• **Supplied data**
______

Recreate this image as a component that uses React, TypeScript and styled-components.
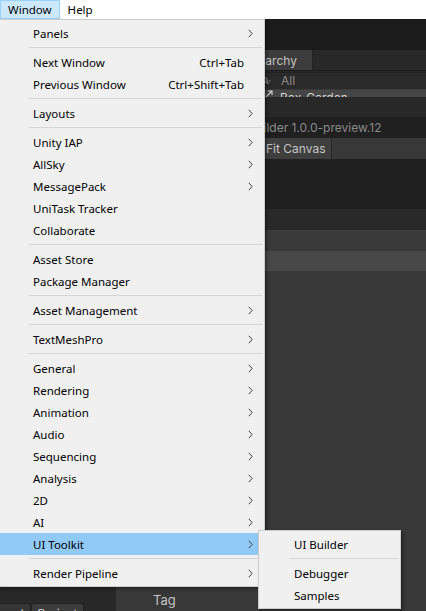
import React from 'react';
import styled, { createGlobalStyle } from 'styled-components';

const GlobalStyle = createGlobalStyle`
	html, body {
		margin: 0;
		padding: 0;
		background: #383838;
	}
	body {
		width: 426px;
		height: 611px;
		overflow: hidden;
	}
`;

const Screen = styled.div`
	position: relative;
	width: 426px;
	height: 611px;
	display: flex;
	flex-direction: column;
	overflow: hidden;
`;

/* ---------- native menu bar ---------- */

const MenuBar = styled.div`
	height: 19px;
	flex-shrink: 0;
	display: flex;
	background: #ffffff;
	font-family: 'Segoe UI', 'Noto Sans', sans-serif;
	font-size: 11.5px;
`;

const MenuBarItem = styled.div<{ $open?: boolean }>`
	box-sizing: border-box;
	height: 19px;
	padding: 0 7px;
	display: flex;
	align-items: center;
	color: #000;
	background: ${(p) => (p.$open ? '#cce8ff' : 'transparent')};
	border: 1px solid ${(p) => (p.$open ? '#99d1ff' : 'transparent')};
`;

/* ---------- editor behind the menu ---------- */

const Editor = styled.div`
	flex: 1;
	display: flex;
	flex-direction: column;
	min-height: 0;
	font-family: Inter, 'Noto Sans', sans-serif;
	font-size: 12px;
	color: #c4c4c4;
`;

const MainToolbar = styled.div`
	height: 31px;
	flex-shrink: 0;
	background: #1b1b1b;
`;

const Dock = styled.div`
	flex: 1;
	display: flex;
	min-height: 0;
`;

const ProjectDock = styled.div`
	width: 116px;
	flex-shrink: 0;
	background: #282828;
	display: flex;
	flex-direction: column;
	justify-content: flex-end;
`;

const DockTabs = styled.div`
	display: flex;
	height: 20px;
	margin-left: -17px;
	margin-bottom: -12px;
`;

const DockTab = styled.div<{ $active?: boolean }>`
	box-sizing: border-box;
	height: 20px;
	padding: 0 6px;
	display: flex;
	align-items: center;
	background: ${(p) => (p.$active ? '#3c3c3c' : '#353535')};
	border: 1px solid #232323;
	border-bottom: none;
	border-radius: 3px 3px 0 0;
	color: #c4c4c4;
`;

const RightDock = styled.div`
	flex: 1;
	display: flex;
	flex-direction: column;
	min-width: 0;
`;

const UpperSplit = styled.div`
	display: flex;
`;

const SceneGap = styled.div`
	width: 117px;
	flex-shrink: 0;
	background: #282828;
`;

const BuilderPanel = styled.div`
	flex: 1;
	display: flex;
	flex-direction: column;
	min-width: 0;
`;

const Band = styled.div<{ $h: number; $bg: string }>`
	box-sizing: border-box;
	height: ${(p) => p.$h}px;
	flex-shrink: 0;
	background: ${(p) => p.$bg};
	display: flex;
	align-items: center;
	white-space: nowrap;
	overflow: hidden;
`;

const TabRow = styled(Band)`
	align-items: stretch;
	border-bottom: 1px solid #1b1b1b;
`;

const PanelTab = styled.div`
	width: 80px;
	box-sizing: border-box;
	padding-left: 9px;
	display: flex;
	align-items: center;
	background: #3c3c3c;
	border-right: 1px solid #232323;
`;

const CreateButton = styled.div`
	width: 25px;
	flex-shrink: 0;
`;

const SearchField = styled.div`
	flex: 1;
	height: 16px;
	display: flex;
	align-items: center;
	gap: 10px;
	padding-left: 4px;
	background: #2a2a2a;
	border-top: 1px solid #212121;
	color: #8a8a8a;
`;

const TreeRow = styled(Band)`
	align-items: flex-start;
	padding-left: 32px;
	gap: 7px;
	line-height: 16px;
	color: #d4d4d4;
	border-top: 1px solid #3a3a3a;
`;

const TitleRow = styled(Band)`
	color: #8a8a8a;
`;

const BuilderToolbar = styled(Band)`
	align-items: stretch;
	padding-left: 27px;
`;

const ToolButton = styled.div`
	display: flex;
	align-items: center;
	padding: 0 6px;
	background: #3f3f3f;
	border-right: 1px solid #262626;
	color: #c4c4c4;
`;

const LowerArea = styled.div`
	flex: 1;
	background: #383838;
	display: flex;
	align-items: flex-end;
	padding-left: 37px;
`;

const TagLabel = styled.div`
	font-size: 13px;
	line-height: 16px;
	margin-bottom: 3px;
	color: #c4c4c4;
`;

/* ---------- drop-down menus ---------- */

const DropMenu = styled.div<{ $left: number; $top: number; $width: number }>`
	position: absolute;
	left: ${(p) => p.$left}px;
	top: ${(p) => p.$top}px;
	width: ${(p) => p.$width}px;
	box-sizing: border-box;
	padding: 2px;
	background: #f0f0f0;
	border: 1px solid #cccccc;
	box-shadow: 2px 2px 3px rgba(0, 0, 0, 0.35);
	font-family: 'Segoe UI', 'Noto Sans', sans-serif;
	font-size: 11.5px;
	color: #000;
	z-index: 2;
`;

const MenuRow = styled.div<{ $hot?: boolean }>`
	height: 22px;
	display: flex;
	align-items: center;
	padding-left: 33px;
	background: ${(p) => (p.$hot ? '#91c9f7' : 'transparent')};
	white-space: nowrap;
`;

const RowLabel = styled.span`
	flex: 1;
`;

const Shortcut = styled.span`
	padding-left: 16px;
`;

const ArrowCell = styled.span`
	width: 18px;
	height: 22px;
	flex-shrink: 0;
	box-sizing: border-box;
	padding-left: 4px;
	display: flex;
	align-items: center;
`;

const Separator = styled.div`
	height: 7px;
	display: flex;
	align-items: center;
	padding-left: 29px;

	&::after {
		content: '';
		flex: 1;
		height: 1px;
		background: #d5d5d5;
	}
`;

type Entry = { label?: string; shortcut?: string; sub?: boolean; hot?: boolean; sep?: boolean };

const windowMenu: Entry[] = [
	{ label: 'Panels', sub: true },
	{ sep: true },
	{ label: 'Next Window', shortcut: 'Ctrl+Tab' },
	{ label: 'Previous Window', shortcut: 'Ctrl+Shift+Tab' },
	{ sep: true },
	{ label: 'Layouts', sub: true },
	{ sep: true },
	{ label: 'Unity IAP', sub: true },
	{ label: 'AllSky', sub: true },
	{ label: 'MessagePack', sub: true },
	{ label: 'UniTask Tracker' },
	{ label: 'Collaborate' },
	{ sep: true },
	{ label: 'Asset Store' },
	{ label: 'Package Manager' },
	{ sep: true },
	{ label: 'Asset Management', sub: true },
	{ sep: true },
	{ label: 'TextMeshPro', sub: true },
	{ sep: true },
	{ label: 'General', sub: true },
	{ label: 'Rendering', sub: true },
	{ label: 'Animation', sub: true },
	{ label: 'Audio', sub: true },
	{ label: 'Sequencing', sub: true },
	{ label: 'Analysis', sub: true },
	{ label: '2D', sub: true },
	{ label: 'AI', sub: true },
	{ label: 'UI Toolkit', sub: true, hot: true },
	{ sep: true },
	{ label: 'Render Pipeline', sub: true },
];

const toolkitMenu: Entry[] = [
	{ label: 'UI Builder' },
	{ sep: true },
	{ label: 'Debugger' },
	{ label: 'Samples' },
];

const Chevron = () => (
	<svg width='5' height='9' viewBox='0 0 5 9'>
		<polyline points='0.8,0.8 4.2,4.5 0.8,8.2' fill='none' stroke='#404040' strokeWidth='1' />
	</svg>
);

const SearchGlyph = () => (
	<svg width='9' height='8' viewBox='0 0 9 8'>
		<circle cx='3' cy='3' r='2.2' fill='none' stroke='#9a9a9a' strokeWidth='1' />
		<line x1='4.6' y1='4.6' x2='6.5' y2='6.8' stroke='#9a9a9a' strokeWidth='1.2' />
		<polygon points='6.4,3.4 8.8,3.4 7.6,4.8' fill='#9a9a9a' />
	</svg>
);

const PrefabGlyph = () => (
	<svg width='8' height='8' viewBox='0 0 8 8'>
		<path d='M1 7 L7 1 M3 1 H7 V5' fill='none' stroke='#d4d4d4' strokeWidth='1.1' />
	</svg>
);

const MenuList = ({ entries }: { entries: Entry[] }) => (
	<>
		{entries.map((e, i) =>
			e.sep ? (
				<Separator key={i} />
			) : (
				<MenuRow key={i} $hot={e.hot}>
					<RowLabel>{e.label}</RowLabel>
					{e.shortcut && <Shortcut>{e.shortcut}</Shortcut>}
					<ArrowCell>{e.sub && <Chevron />}</ArrowCell>
				</MenuRow>
			)
		)}
	</>
);

const App = () => {
	return (
		<Screen>
			<GlobalStyle />
			<MenuBar>
				<MenuBarItem $open>Window</MenuBarItem>
				<MenuBarItem>Help</MenuBarItem>
			</MenuBar>

			<Editor>
				<MainToolbar />
				<Dock>
					<ProjectDock>
						<DockTabs>
							<DockTab>Board</DockTab>
							<DockTab $active>Project</DockTab>
						</DockTabs>
					</ProjectDock>
					<RightDock>
						<UpperSplit>
							<SceneGap />
							<BuilderPanel>
								<TabRow $h={21} $bg='#282828'>
									<PanelTab>Hierarchy</PanelTab>
								</TabRow>
								<Band $h={18} $bg='#282828'>
									<CreateButton />
									<SearchField>
										<SearchGlyph />
										<span>All</span>
									</SearchField>
								</Band>
								<TreeRow $h={8} $bg='#454545'>
									<PrefabGlyph />
									<span>Box_Garden</span>
								</TreeRow>
								<Band $h={20} $bg='#282828' />
								<TitleRow $h={21} $bg='#202020'>
									UI Builder 1.0.0-preview.12
								</TitleRow>
								<BuilderToolbar $h={21} $bg='#383838'>
									<ToolButton>Fit Canvas</ToolButton>
								</BuilderToolbar>
								<Band $h={50} $bg='#202020' />
								<Band $h={21} $bg='#292929' />
								<Band $h={21} $bg='#3a3a3a' />
								<Band $h={20} $bg='#484848' />
							</BuilderPanel>
						</UpperSplit>
						<LowerArea>
							<TagLabel>Tag</TagLabel>
						</LowerArea>
					</RightDock>
				</Dock>
			</Editor>

			<DropMenu $left={-3} $top={19} $width={268}>
				<MenuList entries={windowMenu} />
			</DropMenu>
			<DropMenu $left={258} $top={530} $width={143}>
				<MenuList entries={toolkitMenu} />
			</DropMenu>
		</Screen>
	);
};

export default App;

______

• **The request**
Write out again, exactly, the lines from the start of the listing up to the line containing "menu bar ---------- */", with both ends and without pictures.

• **Expected output**
Recreate this image as a component that uses React, TypeScript and styled-components.
import React from 'react';
import styled, { createGlobalStyle } from 'styled-components';

const GlobalStyle = createGlobalStyle`
	html, body {
		margin: 0;
		padding: 0;
		background: #383838;
	}
	body {
		width: 426px;
		height: 611px;
		overflow: hidden;
	}
`;

const Screen = styled.div`
	position: relative;
	width: 426px;
	height: 611px;
	display: flex;
	flex-direction: column;
	overflow: hidden;
`;

/* ---------- native menu bar ---------- */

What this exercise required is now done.